In our Software & Services industry report of Q4 last year, we referred to 2017 as the year of the non-traditional acquirer. A number of businesses leveraged their balance sheets to pursue technology strategies via acquisition, opening up the software M&A landscape to a diverse set of buyers.
In 2018, however, we saw the return of many of the traditional software strategic buyers, with large deals printed by SAP, IBM, Adobe and others, but we saw a few surprises as well. Few expected Broadcom’s $18.9 billion purchase of CA Technologies, for example, as the world’s second largest fabless semiconductor manufacturer completes one of the largest software / infrastructure management acquisitions in history. What appeared to be a combination that lacked a natural product fit and synergies on the surface is driven by the opportunity to up-sell/cross-sell into CA’s vast, deeply-embedded install base of customers.
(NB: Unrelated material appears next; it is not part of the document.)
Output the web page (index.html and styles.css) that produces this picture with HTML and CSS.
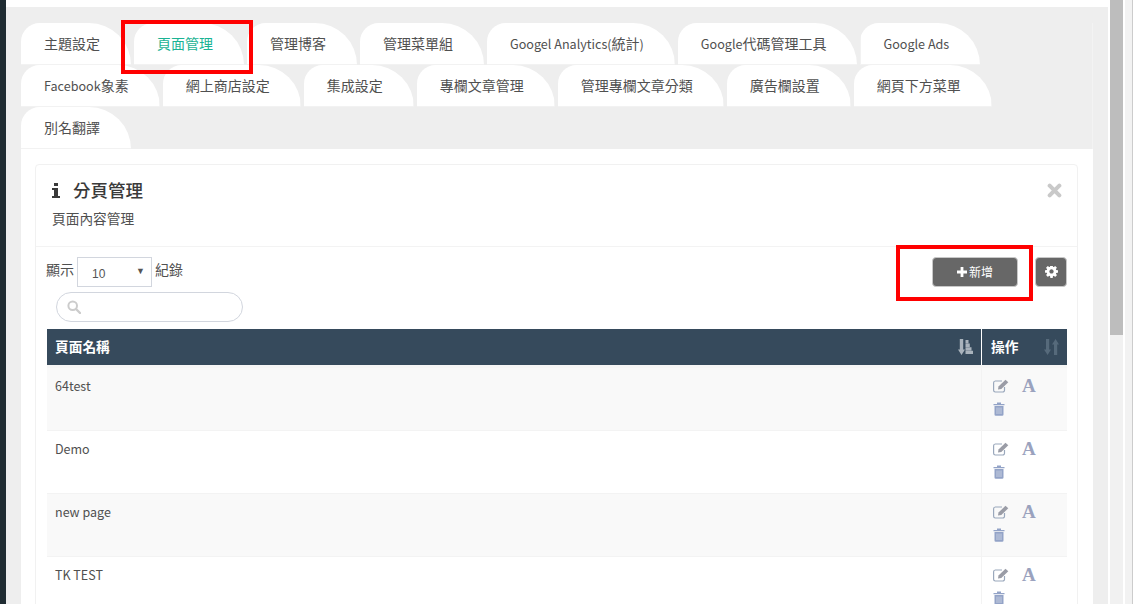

We are also now seeing that M&A strategies are shifting to react to trends in the technology landscape – AI / machine learning deals exploded in 2018 in both valuations and deal volume, marketing technology is on the rise (AppNexus, Marketo and Acxiom, among others) and cybersecurity remains top of mind for both software companies and service providers alike.
Despite the weak performance of many of the publicly traded software companies in 2018, dealmaking was stronger than in the prior year, nevertheless, with a total disclosed value of SaaS M&A activity more than twice the level seen in 2017. This reverses the year-on-year decline that 2017 saw and bodes well for 2019.